Published on 18 Sep 2012 | over 5 years ago
The universe has long captivated us with its immense scales of distance and time. How far does it stretch? Where does it end, and what lies beyond its star fields and streams of galaxies extending as far as telescopes can see?
These questions are beginning to yield to a series of extraordinary new lines of investigation and technologies that are letting us to peer into the most distant realms of the cosmos. But also at the behavior of matter and energy on the smallest of scales. Remarkably, our growing understanding of this kingdom of the ultra-tiny, inside the nuclei of atoms, permits us to glimpse the largest vistas of space and time. In ancient times, most observers saw the stars as a sphere surrounding the earth, often the home of deities. The Greeks were the first to see celestial events as phenomena, subject to human investigation rather than the fickle whims of the Gods.
One sky-watcher, for example, suggested that meteors are made of materials found on Earth... and might have even come from the Earth. Those early astronomers built the foundations of modern science. But they would be shocked to see the discoveries made by their counterparts today. The stars and planets that once harbored the gods are now seen as infinitesimal parts of a vast scaffolding of matter and energy extending far out into space.
Just how far began to emerge in the 1920s. Working at the huge new 100-inch Hooker Telescope on California's Mt. Wilson, astronomer Edwin Hubble, along with his assistant named Milt Humason, analyzed the light of fuzzy patches of sky... known then as nebulae.
They showed that these were actually distant galaxies far beyond our own. Hubble and Humason discovered that most of them are moving away from us. The farther out they looked, the faster they were receding. This fact, now known as Hubble's law, suggests that there must have been a time when the matter in all these galaxies was together in one place.
That time, when our universe sprung forth, has come to be called the Big Bang. How large the cosmos has gotten since then depends on how long its been growing and its expansion rate. Recent precision measurements gathered by the Hubble space telescope and other instruments have brought a consensus...

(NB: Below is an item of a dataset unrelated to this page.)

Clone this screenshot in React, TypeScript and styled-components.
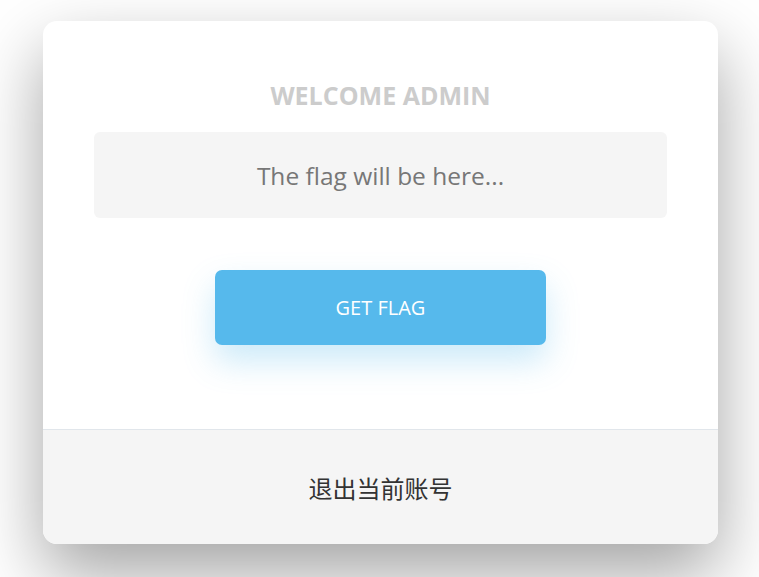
import React from "react";
import styled, { createGlobalStyle } from "styled-components";

const Global = createGlobalStyle`
  html, body { margin: 0; padding: 0; background: #ffffff; }
  body { font-family: "Open Sans", "Noto Sans CJK SC", sans-serif; }
`;

const Page = styled.div`
  display: flex;
  justify-content: flex-start;
  padding: 21px 0 0 43px;
  min-height: 577px;
  box-sizing: border-box;
`;

const Card = styled.div`
  width: 675px;
  height: 523px;
  background: #ffffff;
  border-radius: 14px;
  box-shadow: 0 30px 70px rgba(0, 0, 0, 0.36);
  display: flex;
  flex-direction: column;
  overflow: hidden;
`;

const Main = styled.div`
  flex: 1;
  display: flex;
  flex-direction: column;
  align-items: center;
  padding: 59px 51px 0;
`;

const Title = styled.h1`
  margin: 0;
  font-size: 25px;
  line-height: 30px;
  font-weight: 700;
  color: #cccccc;
  letter-spacing: 0;
`;

const FlagBox = styled.div`
  margin-top: 22px;
  width: 100%;
  height: 86px;
  background: #f5f5f5;
  border-radius: 6px;
  display: flex;
  align-items: center;
  justify-content: center;
  font-size: 24.5px;
  color: #777777;
`;

const Button = styled.button`
  margin-top: 52px;
  width: 331px;
  height: 75px;
  border: none;
  border-radius: 7px;
  background: #56b9ec;
  color: #ffffff;
  font-family: "Open Sans", sans-serif;
  font-size: 20px;
  box-shadow: 0 16px 32px rgba(86, 185, 236, 0.3);
  cursor: pointer;
`;

const Footer = styled.div`
  height: 114px;
  border-top: 1px solid #e1e6eb;
  background: #f5f5f5;
  display: flex;
  align-items: center;
  justify-content: center;
  font-family: "Noto Sans CJK SC", sans-serif;
  font-size: 24px;
  color: #333333;
`;

export default function App() {
  return (
    <>
      <Global />
      <Page>
        <Card>
          <Main>
            <Title>WELCOME ADMIN</Title>
            <FlagBox>The flag will be here...</FlagBox>
            <Button>GET FLAG</Button>
          </Main>
          <Footer>退出当前账号</Footer>
        </Card>
      </Page>
    </>
  );
}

That the universe dates back 13.7 billion years. Its radius, then, is the distance a beam of light would have traveled in that time ... 13.7 billion light years. That works out to about 1.3 quadrillion kilometers. In fact, it's even bigger.... Much bigger. How it got so large, so fast, was until recently a deep mystery.

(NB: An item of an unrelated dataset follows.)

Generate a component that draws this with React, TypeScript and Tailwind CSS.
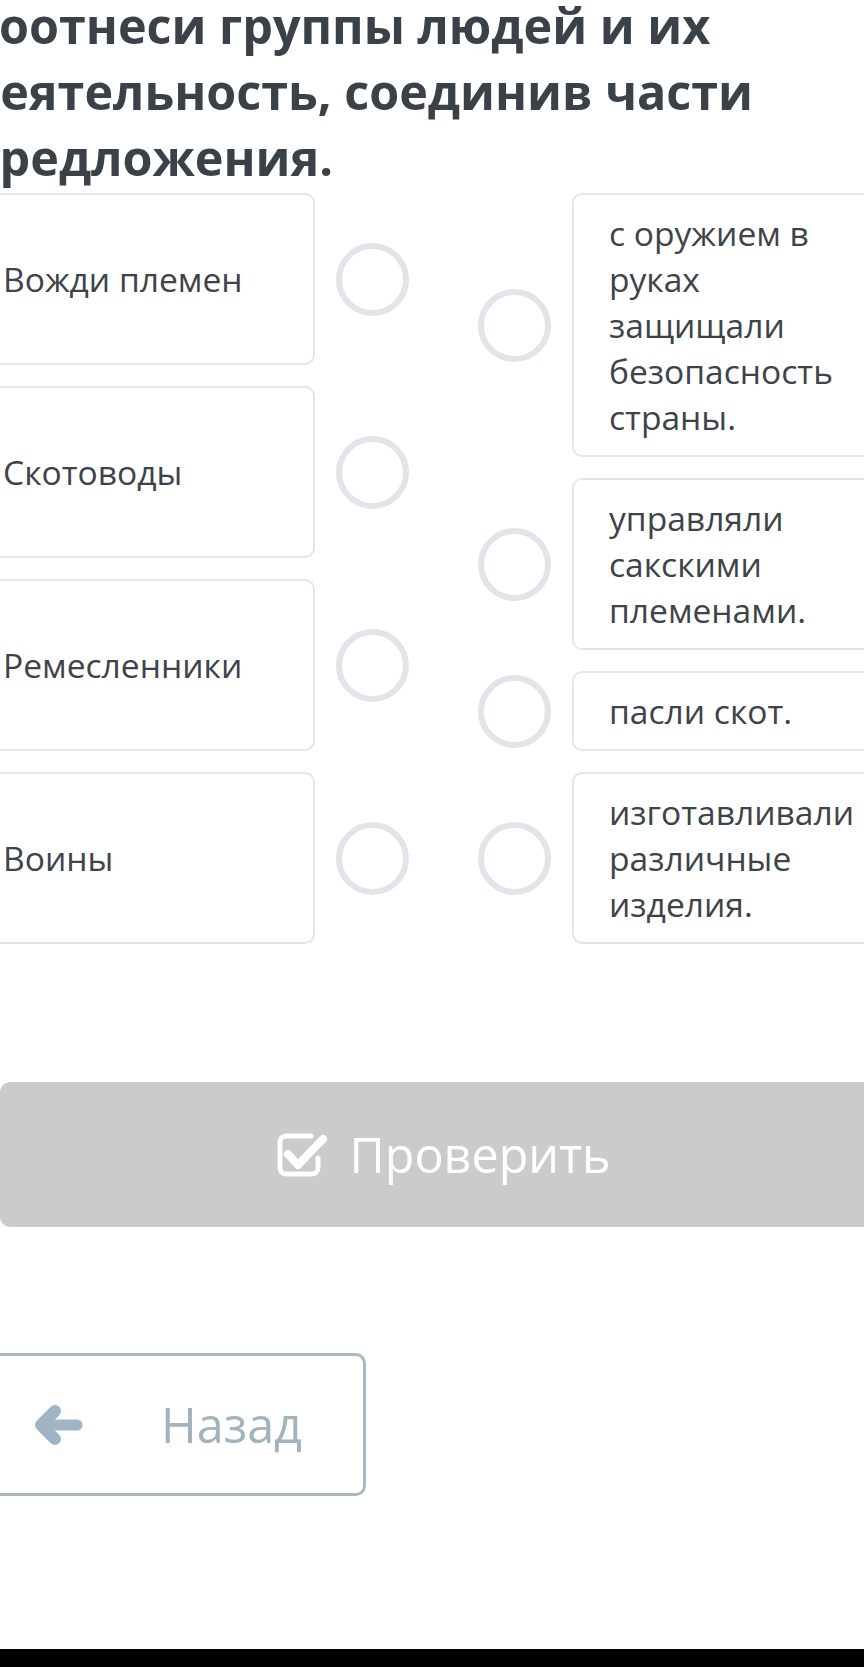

That the universe could expand had been predicted back in 1917 by Albert Einstein, except that Einstein himself didn't believe it until he saw Hubble and Humason's evidence. Einstein's general theory of relativity suggested that galaxies could be moving apart because space itself is expanding.
So when a photon gets blasted out from a distant star, it moves through a cosmic landscape that is getting larger and larger, increasing the distance it must travel to reach us. In 1995, the orbiting telescope named for Edwin Hubble began to take the measure of the universe... by looking for the most distant galaxies it could see.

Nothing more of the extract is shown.